Just as 2015’s Taken King introduced players to the Dreadnaught, the floating home of Oryx, so Rise of Iron has its own new area: the Plaguelands, a section of Old Russia that’s been warped by the presence of Siva and colonised by the biohacker Fallen.
It’s extremely vast, a facet of the fact that this is the first Destiny expansion limited to current generation consoles (PS3 and Xbox 360 players will still be able to play Destiny, but their game world is forever frozen in September 2016). The first time you enter a zone of the Plaguelands called Lord’s Watch, and see guns firing off in the distance, you think it’s a classic Bungie skybox. But a few minutes zooming on your Sparrow vehicle and you’re actually there, up on top of the guns, trying to disable them.
Not quite so vast, though, is the main campaign. From the start of the first mission to the end of the last, it took me a shade under three hours, and I wasn’t rushing things.
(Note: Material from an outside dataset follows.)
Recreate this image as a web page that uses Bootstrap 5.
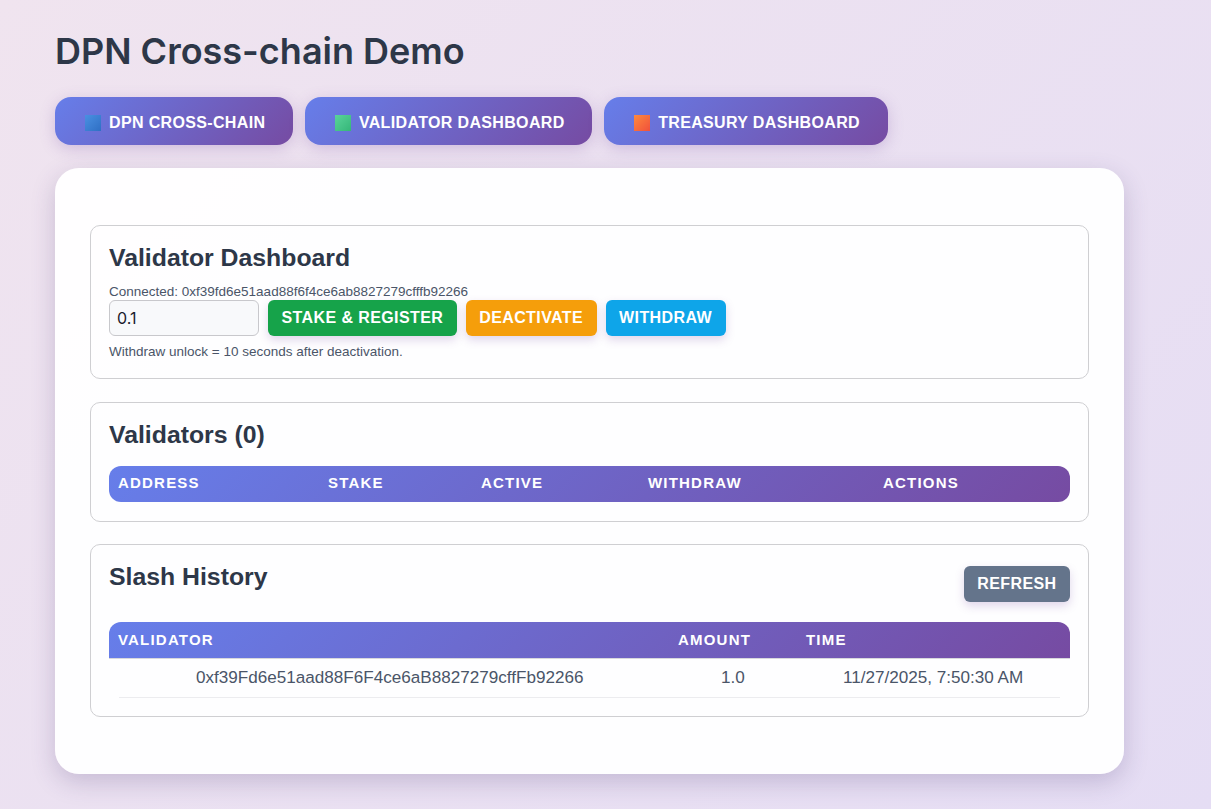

When Lord Saladin told me it was time to “finish this” I was genuinely confused – I’d barely started it.
But the end of the campaign is only the start of Rise of Iron. The Plaguelands, like the Dreadnaught before them, are more jam-packed with stuff than any of Destiny’s previous environments, and simply wandering around doing the odd patrol mission and shooting aliens in the head will soon have you finding tantalising threads to pull, exposing hidden mechanics and collectibles.
There’s dormant Siva to collect, hidden in difficult-to-access areas; there are Siva caches, which can be presented to the Archon’s Forge for a shot at a public event similar to last year’s Court of Oryx; there are dead ghosts, hidden chests and Iron Medallions to find – those last of which are part of a quest chain which grants players an updated version of the Gjallahorn, a rocket launcher which dominated the first Destiny.
(There’s also the raid. But the game came out a week ago, and although the raid itself was released soon after, we’re not quite ready to take on Destiny’s highest-level content quite yet. It will be rated separately.)
Against that background, then, it feels like the short campaign isn’t Bungie dropping the ball, but finally getting that the scripted single-player missions aren’t really what we’re here for. To an extent, it’s a shame: the missions in Rise of Iron are so much better than those in the original game that it feels like they come from a completely different team. From the large-scale stuff – this release actually has a coherent story – to the minor attention to detail, like the fact that for the first time, characters refer to your Guardian using actual gendered pronouns, as opposed to just calling them “Guardian” over and over.
But Rise of Iron feels like it was built from the ground up by looking at what players actually spent their time doing, and catering to that, rather than forcing them down the paths Bungie would like them to go. It’s not quite fan-service, although it does veer close to it at times: not just the reintroduction of Gjallahorn, but also small asides from your ghost about “living in your backpack”, and grimoire cards repositioning your character as an outstanding hero, rather than just one Guardian amongst many.
If you’ve been playing the game for a long time, too, you’ll be pleased to hear that unlike previous updates, your favourite weapons can stick around, being infused up to the current max level. That has its downsides, though: there’s no thrill of finding a new item in your arsenal if you’re just going to tear it down to bring your old scout rifle up to snuff.
More to the point, it means that if you do pick the game up fresh – or even just come back after a lengthy absence – the “reset button” typical of MMO updates isn’t there. You will feel a bit under-equipped compared to veterans, and there’s not an easy way out other than just playing your way up to an equally big gear collection.
With Rise of Iron, Bungie has finally learned what the Destiny fanbase actually wants, and seems on its way to giving it to them. Now it needs to work out how to convince others that they need to be in the Destiny fanbase in the first place.